Amlan Datta was an intellectual and scholar, born on 17 June 1924 at Bagichagaon in the Comilla district of Bangladesh. His father was Ashwini Kumar Datta and mother was Sunitibala Devi. He finished his school at the Ishwar Pathshala at Comilla, took 1st class first in B.A (Hons.) in economics from the Presidency College, then affiliated with the University of Calcutta and earned a first class fourth in MA from the same university, both with distinction. His wife Mrs Kitty Datta was a professor of English at the Scottish Church College.

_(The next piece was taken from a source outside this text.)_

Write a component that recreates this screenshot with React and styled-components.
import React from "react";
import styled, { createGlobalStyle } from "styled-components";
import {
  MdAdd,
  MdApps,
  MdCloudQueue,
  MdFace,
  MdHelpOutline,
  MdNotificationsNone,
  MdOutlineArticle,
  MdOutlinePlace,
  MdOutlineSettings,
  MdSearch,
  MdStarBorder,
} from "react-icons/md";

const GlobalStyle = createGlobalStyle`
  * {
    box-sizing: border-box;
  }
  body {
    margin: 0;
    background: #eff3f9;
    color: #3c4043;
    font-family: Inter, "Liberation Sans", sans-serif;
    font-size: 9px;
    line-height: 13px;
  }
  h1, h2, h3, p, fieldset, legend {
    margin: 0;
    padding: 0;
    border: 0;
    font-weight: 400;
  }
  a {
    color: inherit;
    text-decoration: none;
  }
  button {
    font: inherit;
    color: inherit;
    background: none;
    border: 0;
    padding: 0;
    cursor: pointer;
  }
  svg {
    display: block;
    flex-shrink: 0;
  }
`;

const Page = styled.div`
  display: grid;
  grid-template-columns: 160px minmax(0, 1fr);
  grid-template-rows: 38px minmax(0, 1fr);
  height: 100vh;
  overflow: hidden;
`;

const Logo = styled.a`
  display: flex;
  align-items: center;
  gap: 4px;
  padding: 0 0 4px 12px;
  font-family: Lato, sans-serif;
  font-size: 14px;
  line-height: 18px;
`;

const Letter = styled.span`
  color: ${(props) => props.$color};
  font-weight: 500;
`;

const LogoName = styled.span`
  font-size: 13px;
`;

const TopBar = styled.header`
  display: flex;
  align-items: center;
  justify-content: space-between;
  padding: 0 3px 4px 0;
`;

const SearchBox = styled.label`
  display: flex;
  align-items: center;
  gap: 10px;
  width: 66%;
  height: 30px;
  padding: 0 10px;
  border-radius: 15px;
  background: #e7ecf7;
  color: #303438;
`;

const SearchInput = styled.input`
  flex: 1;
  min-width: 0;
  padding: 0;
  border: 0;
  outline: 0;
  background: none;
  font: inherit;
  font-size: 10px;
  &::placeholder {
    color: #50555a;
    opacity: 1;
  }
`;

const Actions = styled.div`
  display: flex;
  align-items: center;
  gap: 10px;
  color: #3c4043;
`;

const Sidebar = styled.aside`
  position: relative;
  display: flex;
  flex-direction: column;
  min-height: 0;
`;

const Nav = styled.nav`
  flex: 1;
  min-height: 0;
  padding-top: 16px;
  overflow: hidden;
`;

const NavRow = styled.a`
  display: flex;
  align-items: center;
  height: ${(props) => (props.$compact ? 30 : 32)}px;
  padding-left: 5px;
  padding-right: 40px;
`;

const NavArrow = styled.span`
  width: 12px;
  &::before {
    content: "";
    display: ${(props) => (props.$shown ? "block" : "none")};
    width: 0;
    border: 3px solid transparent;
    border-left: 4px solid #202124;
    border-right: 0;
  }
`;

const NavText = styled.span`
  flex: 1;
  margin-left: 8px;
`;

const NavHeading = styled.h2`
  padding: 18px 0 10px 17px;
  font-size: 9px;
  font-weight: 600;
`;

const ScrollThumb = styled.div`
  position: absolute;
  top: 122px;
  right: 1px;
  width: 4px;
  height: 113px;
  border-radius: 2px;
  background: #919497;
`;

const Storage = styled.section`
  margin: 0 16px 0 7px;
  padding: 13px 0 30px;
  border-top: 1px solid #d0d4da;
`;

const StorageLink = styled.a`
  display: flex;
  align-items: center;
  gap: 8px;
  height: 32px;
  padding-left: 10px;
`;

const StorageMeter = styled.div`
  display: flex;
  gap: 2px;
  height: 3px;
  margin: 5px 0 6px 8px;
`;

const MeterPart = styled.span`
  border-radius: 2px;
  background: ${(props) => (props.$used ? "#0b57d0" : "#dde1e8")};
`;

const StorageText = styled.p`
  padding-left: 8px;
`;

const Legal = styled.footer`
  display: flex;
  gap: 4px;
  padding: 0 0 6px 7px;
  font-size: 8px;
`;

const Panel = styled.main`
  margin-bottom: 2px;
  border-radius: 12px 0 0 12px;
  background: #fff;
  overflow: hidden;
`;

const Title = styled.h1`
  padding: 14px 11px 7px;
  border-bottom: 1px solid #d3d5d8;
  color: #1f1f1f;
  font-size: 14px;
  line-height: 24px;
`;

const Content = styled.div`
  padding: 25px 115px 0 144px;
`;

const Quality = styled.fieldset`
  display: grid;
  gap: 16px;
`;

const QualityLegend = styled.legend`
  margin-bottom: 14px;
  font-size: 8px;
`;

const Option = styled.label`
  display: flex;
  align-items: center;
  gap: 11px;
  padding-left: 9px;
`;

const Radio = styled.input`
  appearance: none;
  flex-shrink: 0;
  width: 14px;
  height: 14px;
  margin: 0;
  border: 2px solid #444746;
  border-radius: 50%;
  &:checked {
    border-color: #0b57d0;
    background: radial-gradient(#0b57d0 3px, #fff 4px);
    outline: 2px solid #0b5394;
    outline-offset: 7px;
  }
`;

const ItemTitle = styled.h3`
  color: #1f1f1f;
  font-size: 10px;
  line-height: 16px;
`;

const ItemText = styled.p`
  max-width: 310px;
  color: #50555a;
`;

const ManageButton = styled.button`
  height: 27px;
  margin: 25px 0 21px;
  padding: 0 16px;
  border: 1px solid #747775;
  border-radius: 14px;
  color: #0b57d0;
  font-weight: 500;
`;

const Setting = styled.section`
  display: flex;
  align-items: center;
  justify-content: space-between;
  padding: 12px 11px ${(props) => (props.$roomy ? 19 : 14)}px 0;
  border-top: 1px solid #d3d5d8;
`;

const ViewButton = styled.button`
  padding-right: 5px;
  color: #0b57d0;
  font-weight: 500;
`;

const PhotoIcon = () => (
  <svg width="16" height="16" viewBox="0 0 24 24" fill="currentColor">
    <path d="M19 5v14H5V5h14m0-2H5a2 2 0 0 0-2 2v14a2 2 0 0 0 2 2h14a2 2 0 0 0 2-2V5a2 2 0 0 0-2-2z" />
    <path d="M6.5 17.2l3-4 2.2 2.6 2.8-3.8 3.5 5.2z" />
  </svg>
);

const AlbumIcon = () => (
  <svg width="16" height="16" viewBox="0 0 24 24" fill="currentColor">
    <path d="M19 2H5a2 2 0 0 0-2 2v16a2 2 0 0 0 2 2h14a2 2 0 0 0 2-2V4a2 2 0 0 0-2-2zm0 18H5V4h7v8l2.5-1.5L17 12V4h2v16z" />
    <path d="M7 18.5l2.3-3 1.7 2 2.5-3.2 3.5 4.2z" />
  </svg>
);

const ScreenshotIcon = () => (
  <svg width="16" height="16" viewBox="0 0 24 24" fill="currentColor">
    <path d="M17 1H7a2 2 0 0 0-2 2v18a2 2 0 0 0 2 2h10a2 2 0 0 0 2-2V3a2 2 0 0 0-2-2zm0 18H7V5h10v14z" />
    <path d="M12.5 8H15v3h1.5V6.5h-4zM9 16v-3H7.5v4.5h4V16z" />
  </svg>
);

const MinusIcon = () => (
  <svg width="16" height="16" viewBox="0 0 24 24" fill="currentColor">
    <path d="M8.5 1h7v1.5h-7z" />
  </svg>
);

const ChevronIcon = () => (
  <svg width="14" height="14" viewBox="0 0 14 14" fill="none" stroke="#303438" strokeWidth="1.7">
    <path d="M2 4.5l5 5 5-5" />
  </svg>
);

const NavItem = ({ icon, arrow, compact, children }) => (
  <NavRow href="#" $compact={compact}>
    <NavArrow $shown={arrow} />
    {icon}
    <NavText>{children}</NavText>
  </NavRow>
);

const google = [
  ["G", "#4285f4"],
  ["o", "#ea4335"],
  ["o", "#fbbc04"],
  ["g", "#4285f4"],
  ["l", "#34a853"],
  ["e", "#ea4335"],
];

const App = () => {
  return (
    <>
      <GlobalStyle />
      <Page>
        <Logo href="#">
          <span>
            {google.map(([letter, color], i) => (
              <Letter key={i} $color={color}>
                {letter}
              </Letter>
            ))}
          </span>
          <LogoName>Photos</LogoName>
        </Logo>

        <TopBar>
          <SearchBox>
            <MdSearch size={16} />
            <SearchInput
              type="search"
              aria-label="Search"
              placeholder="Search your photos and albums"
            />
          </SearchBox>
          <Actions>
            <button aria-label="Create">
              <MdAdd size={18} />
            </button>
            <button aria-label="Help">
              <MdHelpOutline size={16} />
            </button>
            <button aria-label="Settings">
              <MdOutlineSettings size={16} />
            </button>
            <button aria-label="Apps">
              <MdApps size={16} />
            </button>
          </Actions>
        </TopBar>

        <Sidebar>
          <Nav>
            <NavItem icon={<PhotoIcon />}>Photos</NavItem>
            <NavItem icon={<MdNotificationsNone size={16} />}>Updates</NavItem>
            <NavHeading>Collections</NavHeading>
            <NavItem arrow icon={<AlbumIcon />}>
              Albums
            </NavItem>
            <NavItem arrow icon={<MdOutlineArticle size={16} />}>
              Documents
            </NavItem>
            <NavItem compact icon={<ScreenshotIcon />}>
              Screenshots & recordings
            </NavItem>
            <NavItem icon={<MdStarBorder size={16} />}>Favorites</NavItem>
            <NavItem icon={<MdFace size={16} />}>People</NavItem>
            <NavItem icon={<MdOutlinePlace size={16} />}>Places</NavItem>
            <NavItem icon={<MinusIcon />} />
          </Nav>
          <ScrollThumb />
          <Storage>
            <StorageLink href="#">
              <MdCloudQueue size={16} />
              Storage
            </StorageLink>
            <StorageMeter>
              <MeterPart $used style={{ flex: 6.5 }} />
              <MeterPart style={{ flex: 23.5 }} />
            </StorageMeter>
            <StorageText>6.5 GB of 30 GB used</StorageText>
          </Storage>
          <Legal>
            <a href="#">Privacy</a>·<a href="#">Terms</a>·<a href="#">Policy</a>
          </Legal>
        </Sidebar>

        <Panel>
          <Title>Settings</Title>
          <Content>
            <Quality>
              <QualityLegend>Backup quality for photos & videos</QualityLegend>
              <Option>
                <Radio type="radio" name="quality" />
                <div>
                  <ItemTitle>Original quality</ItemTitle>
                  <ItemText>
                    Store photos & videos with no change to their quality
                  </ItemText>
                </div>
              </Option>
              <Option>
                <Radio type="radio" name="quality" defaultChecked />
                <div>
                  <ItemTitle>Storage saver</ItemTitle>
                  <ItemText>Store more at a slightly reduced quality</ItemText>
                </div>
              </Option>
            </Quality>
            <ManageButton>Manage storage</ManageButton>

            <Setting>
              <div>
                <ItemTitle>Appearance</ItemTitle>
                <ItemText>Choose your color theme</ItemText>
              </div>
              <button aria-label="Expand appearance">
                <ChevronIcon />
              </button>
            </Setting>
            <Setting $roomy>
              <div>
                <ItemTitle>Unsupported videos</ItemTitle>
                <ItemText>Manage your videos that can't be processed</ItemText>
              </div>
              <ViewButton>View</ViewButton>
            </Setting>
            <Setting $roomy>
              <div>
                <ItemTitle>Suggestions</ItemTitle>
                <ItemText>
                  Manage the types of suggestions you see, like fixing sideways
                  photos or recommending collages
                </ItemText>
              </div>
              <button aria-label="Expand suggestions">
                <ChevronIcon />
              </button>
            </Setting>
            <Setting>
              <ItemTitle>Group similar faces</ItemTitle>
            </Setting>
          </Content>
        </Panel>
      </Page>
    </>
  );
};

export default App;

After finishing his education in 1946, he started as a lecturer in Asutosh College, of the University of Calcutta, and went on to be a lecturer at the University of Calcutta in 1948. Though the youngest of the professors of Economics department, he took classes of three of the twelve compulsory half-papers. His three half-papers were Public Finance, Economic Development of selected countries and Thoughts of three Eminent Economists, one of them being Marx. Subsequently he was the Pro-Vice Chancellor of Calcutta University during 1972–74. He also served as the Vice Chancellor of the University of North Bengal (1974–77). Then he joined the Gandhian Institute of Studies as Director in 1978 and thereafter, as Vice Chancellor of Visva-Bharati University, Santiniketan. He also taught as Visiting lecturer at Banaras Hindu University and the University of Brussels.

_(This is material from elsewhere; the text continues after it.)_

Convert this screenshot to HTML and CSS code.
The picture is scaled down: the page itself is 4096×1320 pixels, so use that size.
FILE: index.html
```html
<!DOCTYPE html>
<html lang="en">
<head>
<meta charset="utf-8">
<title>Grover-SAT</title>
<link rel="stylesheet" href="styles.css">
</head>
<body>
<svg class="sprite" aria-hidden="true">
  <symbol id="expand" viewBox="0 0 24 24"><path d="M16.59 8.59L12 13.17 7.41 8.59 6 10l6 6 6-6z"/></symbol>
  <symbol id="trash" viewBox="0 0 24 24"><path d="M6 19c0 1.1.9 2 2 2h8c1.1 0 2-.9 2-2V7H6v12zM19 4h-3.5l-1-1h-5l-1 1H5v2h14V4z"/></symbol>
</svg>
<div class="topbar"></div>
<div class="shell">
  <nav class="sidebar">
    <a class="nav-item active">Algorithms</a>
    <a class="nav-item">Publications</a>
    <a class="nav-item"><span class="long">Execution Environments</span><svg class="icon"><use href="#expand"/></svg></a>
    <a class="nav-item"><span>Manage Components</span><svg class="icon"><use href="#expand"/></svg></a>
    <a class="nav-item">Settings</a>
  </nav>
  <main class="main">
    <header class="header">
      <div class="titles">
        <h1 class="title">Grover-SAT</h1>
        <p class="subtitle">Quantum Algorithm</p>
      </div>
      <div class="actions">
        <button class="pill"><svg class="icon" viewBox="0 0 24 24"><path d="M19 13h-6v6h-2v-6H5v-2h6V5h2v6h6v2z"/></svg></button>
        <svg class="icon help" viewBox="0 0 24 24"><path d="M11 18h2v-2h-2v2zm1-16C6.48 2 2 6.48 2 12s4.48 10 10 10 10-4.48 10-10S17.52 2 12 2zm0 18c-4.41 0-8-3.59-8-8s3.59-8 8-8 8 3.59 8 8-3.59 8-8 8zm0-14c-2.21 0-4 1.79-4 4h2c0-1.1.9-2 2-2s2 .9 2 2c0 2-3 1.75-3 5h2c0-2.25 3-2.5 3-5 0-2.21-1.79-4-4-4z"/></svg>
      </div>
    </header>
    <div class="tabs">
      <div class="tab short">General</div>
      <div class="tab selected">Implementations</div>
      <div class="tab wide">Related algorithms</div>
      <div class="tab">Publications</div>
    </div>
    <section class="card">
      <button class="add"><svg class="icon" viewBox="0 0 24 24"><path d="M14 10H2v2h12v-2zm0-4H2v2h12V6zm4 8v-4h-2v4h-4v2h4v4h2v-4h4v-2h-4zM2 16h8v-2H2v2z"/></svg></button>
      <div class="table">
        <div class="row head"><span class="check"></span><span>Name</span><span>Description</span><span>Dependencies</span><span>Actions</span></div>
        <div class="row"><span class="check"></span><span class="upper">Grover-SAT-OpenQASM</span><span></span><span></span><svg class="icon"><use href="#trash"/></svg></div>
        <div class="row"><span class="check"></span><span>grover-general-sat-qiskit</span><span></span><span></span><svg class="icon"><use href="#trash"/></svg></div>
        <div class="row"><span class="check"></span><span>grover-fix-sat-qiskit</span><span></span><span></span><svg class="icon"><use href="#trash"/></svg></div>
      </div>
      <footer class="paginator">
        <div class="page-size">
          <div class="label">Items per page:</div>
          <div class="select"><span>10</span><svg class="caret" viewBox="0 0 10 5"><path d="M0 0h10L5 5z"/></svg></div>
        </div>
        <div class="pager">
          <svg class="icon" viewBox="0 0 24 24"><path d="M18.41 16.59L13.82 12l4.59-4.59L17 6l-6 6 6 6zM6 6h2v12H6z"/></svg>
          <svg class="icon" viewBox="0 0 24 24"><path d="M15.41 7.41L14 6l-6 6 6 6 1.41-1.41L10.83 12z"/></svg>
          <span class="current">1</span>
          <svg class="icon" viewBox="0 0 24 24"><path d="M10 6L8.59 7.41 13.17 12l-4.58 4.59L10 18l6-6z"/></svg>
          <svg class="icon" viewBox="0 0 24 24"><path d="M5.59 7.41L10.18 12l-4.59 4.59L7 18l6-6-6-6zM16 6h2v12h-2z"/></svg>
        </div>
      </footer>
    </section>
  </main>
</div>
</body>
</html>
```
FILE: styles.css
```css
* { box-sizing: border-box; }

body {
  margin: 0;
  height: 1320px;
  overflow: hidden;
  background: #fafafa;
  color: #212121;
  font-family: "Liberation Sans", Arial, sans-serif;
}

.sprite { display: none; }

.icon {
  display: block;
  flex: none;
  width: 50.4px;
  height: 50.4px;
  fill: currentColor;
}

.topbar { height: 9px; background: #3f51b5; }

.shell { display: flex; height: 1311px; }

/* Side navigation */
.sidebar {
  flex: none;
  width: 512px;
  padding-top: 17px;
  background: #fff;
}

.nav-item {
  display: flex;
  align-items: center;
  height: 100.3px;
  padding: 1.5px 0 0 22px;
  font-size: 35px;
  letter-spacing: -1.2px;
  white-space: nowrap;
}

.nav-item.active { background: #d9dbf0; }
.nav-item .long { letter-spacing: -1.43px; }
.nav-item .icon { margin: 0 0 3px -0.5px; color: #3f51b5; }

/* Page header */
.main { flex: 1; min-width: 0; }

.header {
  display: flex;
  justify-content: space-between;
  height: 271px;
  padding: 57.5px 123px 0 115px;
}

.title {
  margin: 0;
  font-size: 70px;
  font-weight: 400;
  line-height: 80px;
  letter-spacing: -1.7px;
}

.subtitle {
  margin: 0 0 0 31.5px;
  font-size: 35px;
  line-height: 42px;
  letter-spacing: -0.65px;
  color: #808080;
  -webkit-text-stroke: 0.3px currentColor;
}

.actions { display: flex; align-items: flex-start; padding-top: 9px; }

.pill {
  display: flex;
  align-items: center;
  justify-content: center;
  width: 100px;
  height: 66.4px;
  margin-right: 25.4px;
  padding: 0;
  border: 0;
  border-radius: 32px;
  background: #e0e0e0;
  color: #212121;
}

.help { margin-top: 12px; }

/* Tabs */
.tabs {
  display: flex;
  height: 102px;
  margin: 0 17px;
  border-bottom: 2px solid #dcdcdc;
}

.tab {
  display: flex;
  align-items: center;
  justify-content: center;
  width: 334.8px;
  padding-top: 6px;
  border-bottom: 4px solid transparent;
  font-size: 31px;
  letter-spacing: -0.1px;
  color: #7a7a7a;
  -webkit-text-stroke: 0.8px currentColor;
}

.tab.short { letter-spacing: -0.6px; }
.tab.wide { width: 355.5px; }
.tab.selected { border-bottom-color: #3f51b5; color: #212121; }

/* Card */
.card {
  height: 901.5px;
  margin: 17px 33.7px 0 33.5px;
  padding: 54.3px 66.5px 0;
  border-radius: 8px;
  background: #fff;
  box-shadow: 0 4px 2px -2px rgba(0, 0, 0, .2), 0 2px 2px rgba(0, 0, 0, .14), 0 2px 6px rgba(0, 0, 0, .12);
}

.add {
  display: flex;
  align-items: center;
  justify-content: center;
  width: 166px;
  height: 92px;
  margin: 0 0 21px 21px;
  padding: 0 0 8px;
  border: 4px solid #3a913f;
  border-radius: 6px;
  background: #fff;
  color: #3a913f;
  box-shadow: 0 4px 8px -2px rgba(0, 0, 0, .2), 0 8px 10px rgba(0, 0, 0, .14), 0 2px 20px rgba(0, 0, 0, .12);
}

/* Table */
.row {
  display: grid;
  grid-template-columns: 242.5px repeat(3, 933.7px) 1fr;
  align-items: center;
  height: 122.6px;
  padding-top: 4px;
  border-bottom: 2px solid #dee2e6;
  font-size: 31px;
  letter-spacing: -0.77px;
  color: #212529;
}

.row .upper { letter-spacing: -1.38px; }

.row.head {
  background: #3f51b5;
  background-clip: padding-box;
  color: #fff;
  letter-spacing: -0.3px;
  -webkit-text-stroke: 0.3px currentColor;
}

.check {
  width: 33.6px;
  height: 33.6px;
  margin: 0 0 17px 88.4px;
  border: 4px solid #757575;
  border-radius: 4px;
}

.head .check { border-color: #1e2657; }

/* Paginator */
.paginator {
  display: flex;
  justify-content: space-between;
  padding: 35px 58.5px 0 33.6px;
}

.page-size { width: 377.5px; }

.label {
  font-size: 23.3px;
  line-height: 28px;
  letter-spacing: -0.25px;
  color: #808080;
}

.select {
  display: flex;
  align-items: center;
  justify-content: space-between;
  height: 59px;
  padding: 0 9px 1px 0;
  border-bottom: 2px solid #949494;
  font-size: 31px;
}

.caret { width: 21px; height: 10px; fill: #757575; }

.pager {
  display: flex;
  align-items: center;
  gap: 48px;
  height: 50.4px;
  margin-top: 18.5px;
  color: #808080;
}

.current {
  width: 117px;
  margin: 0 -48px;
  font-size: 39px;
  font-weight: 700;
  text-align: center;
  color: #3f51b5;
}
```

As a prolific writer on socio-economic, political and philosophical subjects, Datta’s works drew inspiration from Tagore, Mahatma Gandhi and Nehru. His ideas on the Soviet enigma, the riddle of Gandhism, East-West blended Nehru’s contribution to democracy and secularism and Tagore’s aesthetic mysticism and universalism. However, his writings fall to note the grave global danger of thanatological terrorism as another aspect of post Marxian materialist dialectics. His collected essays attempt to assess their merits in many proposition and make positive suggestions. He begins: “In theory, Marxist give primacy to economics; in practice, to politics. This, they will protest, is a mechanical distinction; what matters is political economy. How far does that take us? The Indian economy is not homogeneous whole. Nor far that matter are the industrially developed economics one whole.”